▶ MATERIAL PROVIDED:
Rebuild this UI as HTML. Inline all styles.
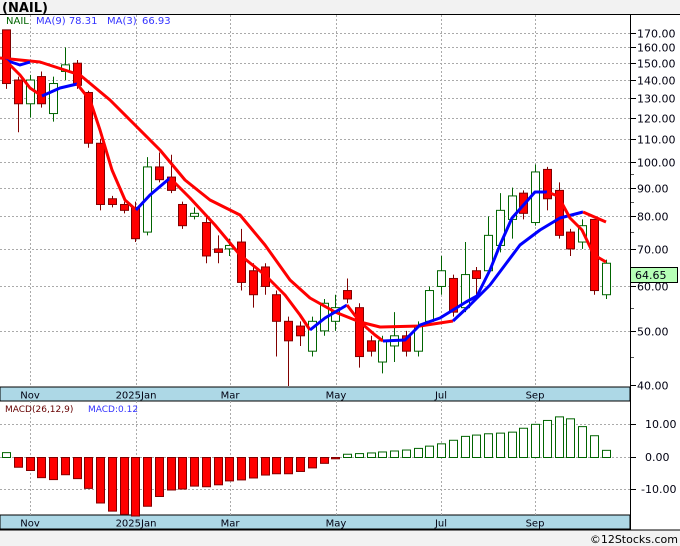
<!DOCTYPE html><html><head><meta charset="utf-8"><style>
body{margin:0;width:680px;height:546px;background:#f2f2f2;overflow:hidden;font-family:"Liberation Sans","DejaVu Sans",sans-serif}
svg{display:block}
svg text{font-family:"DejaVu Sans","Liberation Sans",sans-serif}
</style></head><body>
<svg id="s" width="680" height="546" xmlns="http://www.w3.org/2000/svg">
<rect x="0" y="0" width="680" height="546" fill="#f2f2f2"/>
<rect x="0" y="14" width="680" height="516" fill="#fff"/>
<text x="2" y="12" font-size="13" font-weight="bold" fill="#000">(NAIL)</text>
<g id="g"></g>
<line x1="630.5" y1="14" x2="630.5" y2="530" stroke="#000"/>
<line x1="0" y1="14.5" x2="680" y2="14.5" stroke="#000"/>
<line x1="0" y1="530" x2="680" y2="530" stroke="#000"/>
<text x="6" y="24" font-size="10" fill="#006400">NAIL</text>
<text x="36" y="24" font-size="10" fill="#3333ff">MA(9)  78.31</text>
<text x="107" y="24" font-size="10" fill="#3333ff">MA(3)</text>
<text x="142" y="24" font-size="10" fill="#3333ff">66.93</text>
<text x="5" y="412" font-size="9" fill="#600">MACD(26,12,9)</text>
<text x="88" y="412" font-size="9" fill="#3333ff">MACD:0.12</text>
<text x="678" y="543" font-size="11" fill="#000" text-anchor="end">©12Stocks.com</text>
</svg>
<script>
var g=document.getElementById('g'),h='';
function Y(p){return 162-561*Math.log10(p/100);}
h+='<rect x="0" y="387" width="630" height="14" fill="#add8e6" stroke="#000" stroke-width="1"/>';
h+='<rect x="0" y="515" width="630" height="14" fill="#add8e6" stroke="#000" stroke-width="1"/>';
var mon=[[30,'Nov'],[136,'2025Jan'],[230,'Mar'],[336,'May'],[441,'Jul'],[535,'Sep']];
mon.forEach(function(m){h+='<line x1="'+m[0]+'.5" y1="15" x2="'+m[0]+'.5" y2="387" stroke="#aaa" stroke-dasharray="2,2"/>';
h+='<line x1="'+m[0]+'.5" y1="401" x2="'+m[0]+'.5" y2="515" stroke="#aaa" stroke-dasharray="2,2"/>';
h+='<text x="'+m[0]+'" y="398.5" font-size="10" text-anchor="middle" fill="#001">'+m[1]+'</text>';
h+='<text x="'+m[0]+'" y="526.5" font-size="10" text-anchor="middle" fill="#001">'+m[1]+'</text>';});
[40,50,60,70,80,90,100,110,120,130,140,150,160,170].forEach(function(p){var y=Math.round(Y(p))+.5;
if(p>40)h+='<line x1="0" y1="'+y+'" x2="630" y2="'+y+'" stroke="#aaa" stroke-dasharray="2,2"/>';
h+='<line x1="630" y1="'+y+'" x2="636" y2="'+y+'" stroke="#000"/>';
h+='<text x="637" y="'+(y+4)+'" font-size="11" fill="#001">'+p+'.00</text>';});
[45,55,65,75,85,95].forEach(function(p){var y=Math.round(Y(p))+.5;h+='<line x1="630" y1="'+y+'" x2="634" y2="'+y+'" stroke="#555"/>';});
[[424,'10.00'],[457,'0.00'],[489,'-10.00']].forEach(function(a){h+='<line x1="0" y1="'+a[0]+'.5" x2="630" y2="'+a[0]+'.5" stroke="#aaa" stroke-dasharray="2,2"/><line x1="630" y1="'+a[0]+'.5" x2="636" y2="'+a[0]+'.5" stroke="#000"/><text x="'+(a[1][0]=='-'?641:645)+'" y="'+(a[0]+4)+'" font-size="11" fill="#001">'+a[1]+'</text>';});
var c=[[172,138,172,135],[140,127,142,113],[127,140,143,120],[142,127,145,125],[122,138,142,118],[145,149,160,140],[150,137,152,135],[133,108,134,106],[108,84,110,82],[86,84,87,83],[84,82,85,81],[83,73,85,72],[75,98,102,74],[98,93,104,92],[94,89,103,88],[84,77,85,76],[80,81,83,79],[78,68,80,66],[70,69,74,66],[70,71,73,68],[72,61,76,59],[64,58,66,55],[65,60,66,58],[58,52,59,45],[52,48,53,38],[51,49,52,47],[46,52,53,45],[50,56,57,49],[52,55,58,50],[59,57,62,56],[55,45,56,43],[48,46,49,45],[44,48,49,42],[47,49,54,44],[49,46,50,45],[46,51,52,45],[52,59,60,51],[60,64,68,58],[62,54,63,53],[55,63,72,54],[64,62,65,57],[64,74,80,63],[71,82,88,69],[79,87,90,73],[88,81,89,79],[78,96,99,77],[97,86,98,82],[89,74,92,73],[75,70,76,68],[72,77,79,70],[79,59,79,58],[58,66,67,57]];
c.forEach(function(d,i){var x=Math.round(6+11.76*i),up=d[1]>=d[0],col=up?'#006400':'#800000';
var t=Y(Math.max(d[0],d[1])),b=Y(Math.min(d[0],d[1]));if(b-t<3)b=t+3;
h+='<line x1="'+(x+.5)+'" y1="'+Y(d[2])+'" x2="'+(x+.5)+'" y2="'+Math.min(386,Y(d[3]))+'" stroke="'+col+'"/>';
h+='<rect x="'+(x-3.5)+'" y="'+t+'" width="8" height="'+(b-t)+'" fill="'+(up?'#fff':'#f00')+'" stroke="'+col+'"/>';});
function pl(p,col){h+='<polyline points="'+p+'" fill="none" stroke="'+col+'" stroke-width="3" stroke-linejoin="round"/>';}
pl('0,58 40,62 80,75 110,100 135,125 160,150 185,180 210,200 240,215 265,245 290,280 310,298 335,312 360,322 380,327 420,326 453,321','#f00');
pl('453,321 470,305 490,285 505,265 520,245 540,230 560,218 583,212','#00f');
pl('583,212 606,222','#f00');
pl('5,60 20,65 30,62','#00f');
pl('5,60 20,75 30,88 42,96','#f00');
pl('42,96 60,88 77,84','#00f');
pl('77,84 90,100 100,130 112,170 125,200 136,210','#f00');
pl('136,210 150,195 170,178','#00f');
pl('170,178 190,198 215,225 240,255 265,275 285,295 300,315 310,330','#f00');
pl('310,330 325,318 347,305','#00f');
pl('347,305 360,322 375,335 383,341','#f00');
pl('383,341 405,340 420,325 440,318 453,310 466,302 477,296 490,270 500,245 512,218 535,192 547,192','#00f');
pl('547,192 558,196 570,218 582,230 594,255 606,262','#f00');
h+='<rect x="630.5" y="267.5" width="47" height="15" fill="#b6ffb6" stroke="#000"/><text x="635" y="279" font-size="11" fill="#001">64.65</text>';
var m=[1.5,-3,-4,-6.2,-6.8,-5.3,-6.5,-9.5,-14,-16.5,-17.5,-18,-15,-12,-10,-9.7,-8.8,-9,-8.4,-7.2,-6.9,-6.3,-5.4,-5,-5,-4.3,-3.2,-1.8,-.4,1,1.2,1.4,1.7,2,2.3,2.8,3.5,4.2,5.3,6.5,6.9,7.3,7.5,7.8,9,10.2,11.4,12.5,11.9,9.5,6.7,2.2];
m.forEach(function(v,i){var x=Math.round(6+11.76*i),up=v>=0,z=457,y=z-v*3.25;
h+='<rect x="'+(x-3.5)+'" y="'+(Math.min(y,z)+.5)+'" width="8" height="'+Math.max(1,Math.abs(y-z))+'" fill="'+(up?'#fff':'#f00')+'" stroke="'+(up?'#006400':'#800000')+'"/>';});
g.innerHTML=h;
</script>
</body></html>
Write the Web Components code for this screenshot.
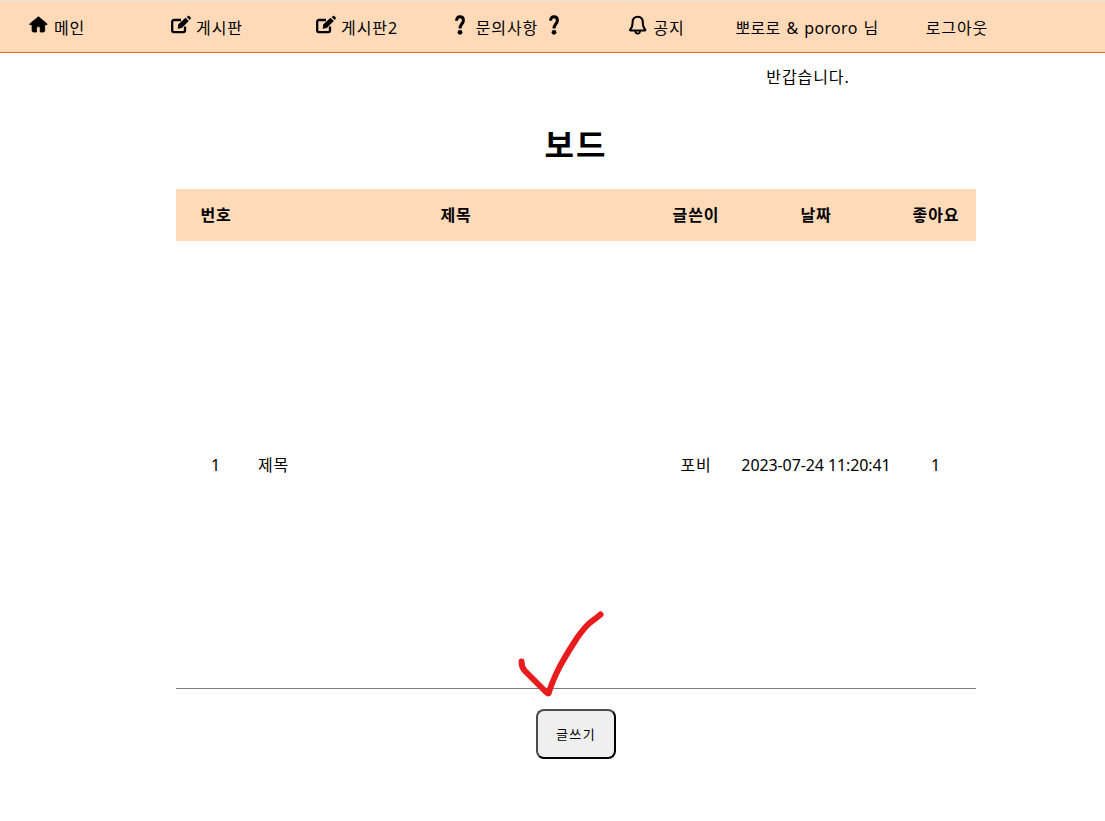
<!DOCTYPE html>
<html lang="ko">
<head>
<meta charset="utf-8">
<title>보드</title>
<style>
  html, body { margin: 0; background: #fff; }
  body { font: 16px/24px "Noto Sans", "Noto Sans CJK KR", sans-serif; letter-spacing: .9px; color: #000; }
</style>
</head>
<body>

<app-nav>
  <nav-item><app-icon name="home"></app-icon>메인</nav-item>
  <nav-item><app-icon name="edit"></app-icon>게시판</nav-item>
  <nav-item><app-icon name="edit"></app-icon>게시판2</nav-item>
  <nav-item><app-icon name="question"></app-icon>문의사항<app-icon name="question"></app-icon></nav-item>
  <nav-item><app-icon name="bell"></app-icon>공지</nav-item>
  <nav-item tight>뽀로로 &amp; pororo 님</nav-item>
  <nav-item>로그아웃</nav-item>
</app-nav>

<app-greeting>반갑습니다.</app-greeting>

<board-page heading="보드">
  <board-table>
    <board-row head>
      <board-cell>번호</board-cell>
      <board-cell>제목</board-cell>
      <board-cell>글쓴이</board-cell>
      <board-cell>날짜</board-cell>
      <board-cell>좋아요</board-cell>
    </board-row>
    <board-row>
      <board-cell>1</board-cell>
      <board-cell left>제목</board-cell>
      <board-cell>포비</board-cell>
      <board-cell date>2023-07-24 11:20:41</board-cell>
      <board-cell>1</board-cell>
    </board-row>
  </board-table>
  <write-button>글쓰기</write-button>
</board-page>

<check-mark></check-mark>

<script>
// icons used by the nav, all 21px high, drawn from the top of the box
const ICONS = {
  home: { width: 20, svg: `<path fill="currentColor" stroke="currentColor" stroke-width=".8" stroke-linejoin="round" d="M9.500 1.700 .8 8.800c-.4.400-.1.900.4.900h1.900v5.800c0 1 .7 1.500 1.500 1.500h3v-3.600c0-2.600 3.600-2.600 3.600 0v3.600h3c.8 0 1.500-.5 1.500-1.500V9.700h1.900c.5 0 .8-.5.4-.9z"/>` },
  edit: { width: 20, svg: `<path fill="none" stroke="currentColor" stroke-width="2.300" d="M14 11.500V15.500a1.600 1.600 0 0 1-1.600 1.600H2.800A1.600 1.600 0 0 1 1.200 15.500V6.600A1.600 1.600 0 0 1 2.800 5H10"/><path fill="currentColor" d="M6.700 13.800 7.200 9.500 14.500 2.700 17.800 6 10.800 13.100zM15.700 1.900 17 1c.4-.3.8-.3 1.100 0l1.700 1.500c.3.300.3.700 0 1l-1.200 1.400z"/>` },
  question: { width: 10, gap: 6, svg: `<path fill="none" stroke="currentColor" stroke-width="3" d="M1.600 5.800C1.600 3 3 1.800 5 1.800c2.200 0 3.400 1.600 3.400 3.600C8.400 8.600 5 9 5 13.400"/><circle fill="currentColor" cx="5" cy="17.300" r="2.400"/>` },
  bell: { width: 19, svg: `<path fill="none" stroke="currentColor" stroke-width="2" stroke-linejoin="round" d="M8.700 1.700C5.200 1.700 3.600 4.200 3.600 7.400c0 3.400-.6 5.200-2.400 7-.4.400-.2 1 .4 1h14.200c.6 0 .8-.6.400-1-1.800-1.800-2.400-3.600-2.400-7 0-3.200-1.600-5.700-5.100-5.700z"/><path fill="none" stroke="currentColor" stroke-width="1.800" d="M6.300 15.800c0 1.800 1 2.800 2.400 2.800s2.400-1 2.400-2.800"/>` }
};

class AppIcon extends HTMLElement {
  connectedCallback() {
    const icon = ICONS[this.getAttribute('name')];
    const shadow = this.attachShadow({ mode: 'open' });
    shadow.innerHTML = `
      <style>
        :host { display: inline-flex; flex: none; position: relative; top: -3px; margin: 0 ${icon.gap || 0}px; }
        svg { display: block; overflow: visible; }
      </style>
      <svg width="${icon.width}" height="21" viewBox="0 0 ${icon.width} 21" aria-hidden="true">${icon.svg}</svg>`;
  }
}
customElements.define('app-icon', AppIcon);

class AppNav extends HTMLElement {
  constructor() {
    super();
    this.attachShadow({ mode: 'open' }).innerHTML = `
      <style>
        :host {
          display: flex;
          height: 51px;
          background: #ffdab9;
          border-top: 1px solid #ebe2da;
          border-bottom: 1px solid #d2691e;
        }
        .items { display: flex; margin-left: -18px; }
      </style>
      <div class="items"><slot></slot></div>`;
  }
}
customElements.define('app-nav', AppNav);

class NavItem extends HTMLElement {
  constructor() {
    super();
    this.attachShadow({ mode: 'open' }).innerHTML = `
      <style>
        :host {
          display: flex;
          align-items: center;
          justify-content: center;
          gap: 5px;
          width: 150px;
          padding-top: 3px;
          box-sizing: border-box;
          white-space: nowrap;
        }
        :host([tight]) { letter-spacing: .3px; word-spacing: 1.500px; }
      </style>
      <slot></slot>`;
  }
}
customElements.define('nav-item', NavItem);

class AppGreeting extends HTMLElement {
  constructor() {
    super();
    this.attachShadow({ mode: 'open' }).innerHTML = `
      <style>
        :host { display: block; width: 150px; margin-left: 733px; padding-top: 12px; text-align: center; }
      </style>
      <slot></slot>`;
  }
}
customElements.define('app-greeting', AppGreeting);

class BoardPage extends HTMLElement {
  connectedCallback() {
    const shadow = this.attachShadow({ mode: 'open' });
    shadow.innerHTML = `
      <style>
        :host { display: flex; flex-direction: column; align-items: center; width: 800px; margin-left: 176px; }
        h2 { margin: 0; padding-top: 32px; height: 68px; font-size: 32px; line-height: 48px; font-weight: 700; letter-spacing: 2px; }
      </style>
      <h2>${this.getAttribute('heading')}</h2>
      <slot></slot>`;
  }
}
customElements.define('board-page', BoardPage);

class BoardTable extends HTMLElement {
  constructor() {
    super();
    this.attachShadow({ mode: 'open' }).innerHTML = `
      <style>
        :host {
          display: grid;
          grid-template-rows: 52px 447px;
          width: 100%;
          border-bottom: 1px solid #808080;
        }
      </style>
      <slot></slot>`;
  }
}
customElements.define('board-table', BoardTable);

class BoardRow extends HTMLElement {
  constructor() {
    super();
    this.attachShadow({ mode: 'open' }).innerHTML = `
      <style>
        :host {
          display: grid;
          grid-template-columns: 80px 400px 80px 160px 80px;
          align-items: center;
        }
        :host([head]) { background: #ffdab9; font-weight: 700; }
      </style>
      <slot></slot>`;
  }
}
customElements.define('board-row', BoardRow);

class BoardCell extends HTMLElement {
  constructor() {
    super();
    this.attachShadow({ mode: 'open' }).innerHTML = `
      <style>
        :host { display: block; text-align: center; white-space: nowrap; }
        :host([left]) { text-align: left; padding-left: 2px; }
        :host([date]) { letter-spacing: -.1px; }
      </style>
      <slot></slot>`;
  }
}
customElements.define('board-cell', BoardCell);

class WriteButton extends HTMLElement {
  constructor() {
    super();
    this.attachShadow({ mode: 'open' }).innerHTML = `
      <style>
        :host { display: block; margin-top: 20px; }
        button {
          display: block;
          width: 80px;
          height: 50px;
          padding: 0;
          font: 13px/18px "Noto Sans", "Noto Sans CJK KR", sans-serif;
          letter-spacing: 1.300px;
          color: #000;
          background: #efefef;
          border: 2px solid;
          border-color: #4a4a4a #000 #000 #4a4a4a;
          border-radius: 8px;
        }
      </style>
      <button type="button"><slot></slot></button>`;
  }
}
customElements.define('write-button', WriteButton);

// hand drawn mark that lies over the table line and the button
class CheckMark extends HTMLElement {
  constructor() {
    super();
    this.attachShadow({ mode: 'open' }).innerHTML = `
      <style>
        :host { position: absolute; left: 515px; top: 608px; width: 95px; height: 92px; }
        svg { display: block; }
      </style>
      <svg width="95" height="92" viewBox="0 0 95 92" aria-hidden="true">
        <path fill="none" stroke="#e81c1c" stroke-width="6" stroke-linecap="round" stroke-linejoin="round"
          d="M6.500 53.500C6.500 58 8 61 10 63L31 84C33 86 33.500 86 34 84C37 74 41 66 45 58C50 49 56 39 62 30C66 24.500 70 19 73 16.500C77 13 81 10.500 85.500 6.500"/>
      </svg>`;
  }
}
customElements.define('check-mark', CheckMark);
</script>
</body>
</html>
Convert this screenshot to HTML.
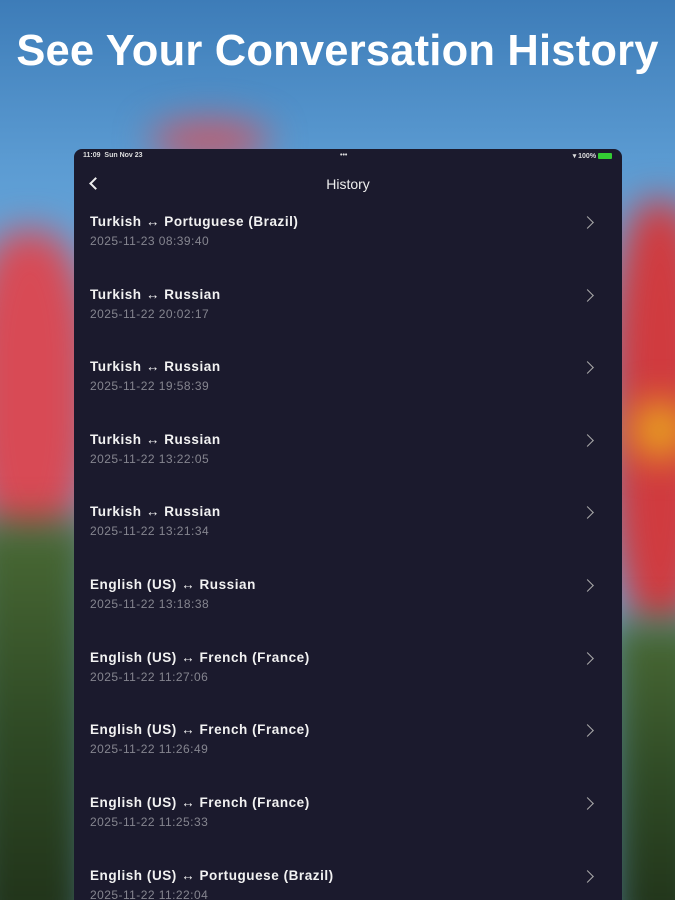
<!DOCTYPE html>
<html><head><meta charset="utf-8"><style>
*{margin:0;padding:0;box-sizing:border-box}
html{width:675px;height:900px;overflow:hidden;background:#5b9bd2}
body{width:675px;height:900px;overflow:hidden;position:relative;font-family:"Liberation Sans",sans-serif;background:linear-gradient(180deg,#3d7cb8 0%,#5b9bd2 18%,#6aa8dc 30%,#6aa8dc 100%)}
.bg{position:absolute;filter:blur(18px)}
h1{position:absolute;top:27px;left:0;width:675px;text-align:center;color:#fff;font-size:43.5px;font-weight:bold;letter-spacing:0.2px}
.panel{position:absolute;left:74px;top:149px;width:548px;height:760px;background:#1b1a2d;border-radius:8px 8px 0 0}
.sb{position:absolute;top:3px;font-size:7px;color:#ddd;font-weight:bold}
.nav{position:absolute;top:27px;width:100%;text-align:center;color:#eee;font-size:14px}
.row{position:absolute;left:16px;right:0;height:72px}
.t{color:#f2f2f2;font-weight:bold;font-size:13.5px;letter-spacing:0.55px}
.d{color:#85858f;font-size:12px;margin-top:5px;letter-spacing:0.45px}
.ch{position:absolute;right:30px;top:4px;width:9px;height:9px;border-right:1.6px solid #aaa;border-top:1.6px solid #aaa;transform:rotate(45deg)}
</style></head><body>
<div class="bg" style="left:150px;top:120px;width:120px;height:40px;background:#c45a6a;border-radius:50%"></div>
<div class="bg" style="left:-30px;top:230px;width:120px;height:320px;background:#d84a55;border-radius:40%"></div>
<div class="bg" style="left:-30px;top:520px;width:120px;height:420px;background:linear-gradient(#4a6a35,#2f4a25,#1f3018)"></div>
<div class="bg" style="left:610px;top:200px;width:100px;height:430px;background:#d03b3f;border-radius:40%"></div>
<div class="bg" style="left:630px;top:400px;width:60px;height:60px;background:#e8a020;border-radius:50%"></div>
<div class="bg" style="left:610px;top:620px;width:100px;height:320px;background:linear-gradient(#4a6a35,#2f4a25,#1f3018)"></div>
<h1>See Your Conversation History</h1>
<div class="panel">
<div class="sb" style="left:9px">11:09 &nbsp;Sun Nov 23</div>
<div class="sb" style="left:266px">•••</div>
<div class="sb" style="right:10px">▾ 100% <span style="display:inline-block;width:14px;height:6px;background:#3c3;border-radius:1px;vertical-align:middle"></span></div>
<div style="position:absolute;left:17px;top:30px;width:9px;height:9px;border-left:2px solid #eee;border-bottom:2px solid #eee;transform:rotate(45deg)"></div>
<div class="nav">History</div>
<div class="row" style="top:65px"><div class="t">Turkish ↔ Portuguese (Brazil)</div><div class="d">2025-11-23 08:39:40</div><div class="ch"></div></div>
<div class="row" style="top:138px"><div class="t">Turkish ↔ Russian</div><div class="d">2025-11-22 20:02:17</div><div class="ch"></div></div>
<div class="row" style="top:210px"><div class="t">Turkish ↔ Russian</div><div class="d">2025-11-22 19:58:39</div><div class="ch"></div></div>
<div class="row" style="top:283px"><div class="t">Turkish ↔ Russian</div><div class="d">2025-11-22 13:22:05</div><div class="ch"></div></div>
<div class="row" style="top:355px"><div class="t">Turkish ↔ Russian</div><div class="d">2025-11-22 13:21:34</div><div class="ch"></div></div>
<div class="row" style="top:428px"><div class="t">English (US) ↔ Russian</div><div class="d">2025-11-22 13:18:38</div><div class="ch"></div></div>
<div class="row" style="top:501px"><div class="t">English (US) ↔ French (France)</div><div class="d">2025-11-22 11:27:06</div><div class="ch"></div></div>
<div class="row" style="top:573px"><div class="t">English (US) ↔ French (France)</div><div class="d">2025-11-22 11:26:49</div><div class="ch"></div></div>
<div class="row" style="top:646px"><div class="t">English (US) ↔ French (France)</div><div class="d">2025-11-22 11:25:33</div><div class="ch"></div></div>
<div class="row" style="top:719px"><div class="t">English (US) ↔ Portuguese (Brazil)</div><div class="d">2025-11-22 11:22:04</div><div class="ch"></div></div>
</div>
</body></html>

▶ WORK INSTRUCTIONS:
Pictures excluded, give again exactly and only the lines of the material above from the line with "Write the Web" through the line with "<check-mark></check-mark>".

▶ EXERCISE OUTPUT:
Write the Web Components code for this screenshot.
<!DOCTYPE html>
<html lang="ko">
<head>
<meta charset="utf-8">
<title>보드</title>
<style>
  html, body { margin: 0; background: #fff; }
  body { font: 16px/24px "Noto Sans", "Noto Sans CJK KR", sans-serif; letter-spacing: .9px; color: #000; }
</style>
</head>
<body>

<app-nav>
  <nav-item><app-icon name="home"></app-icon>메인</nav-item>
  <nav-item><app-icon name="edit"></app-icon>게시판</nav-item>
  <nav-item><app-icon name="edit"></app-icon>게시판2</nav-item>
  <nav-item><app-icon name="question"></app-icon>문의사항<app-icon name="question"></app-icon></nav-item>
  <nav-item><app-icon name="bell"></app-icon>공지</nav-item>
  <nav-item tight>뽀로로 &amp; pororo 님</nav-item>
  <nav-item>로그아웃</nav-item>
</app-nav>

<app-greeting>반갑습니다.</app-greeting>

<board-page heading="보드">
  <board-table>
    <board-row head>
      <board-cell>번호</board-cell>
      <board-cell>제목</board-cell>
      <board-cell>글쓴이</board-cell>
      <board-cell>날짜</board-cell>
      <board-cell>좋아요</board-cell>
    </board-row>
    <board-row>
      <board-cell>1</board-cell>
      <board-cell left>제목</board-cell>
      <board-cell>포비</board-cell>
      <board-cell date>2023-07-24 11:20:41</board-cell>
      <board-cell>1</board-cell>
    </board-row>
  </board-table>
  <write-button>글쓰기</write-button>
</board-page>

<check-mark></check-mark>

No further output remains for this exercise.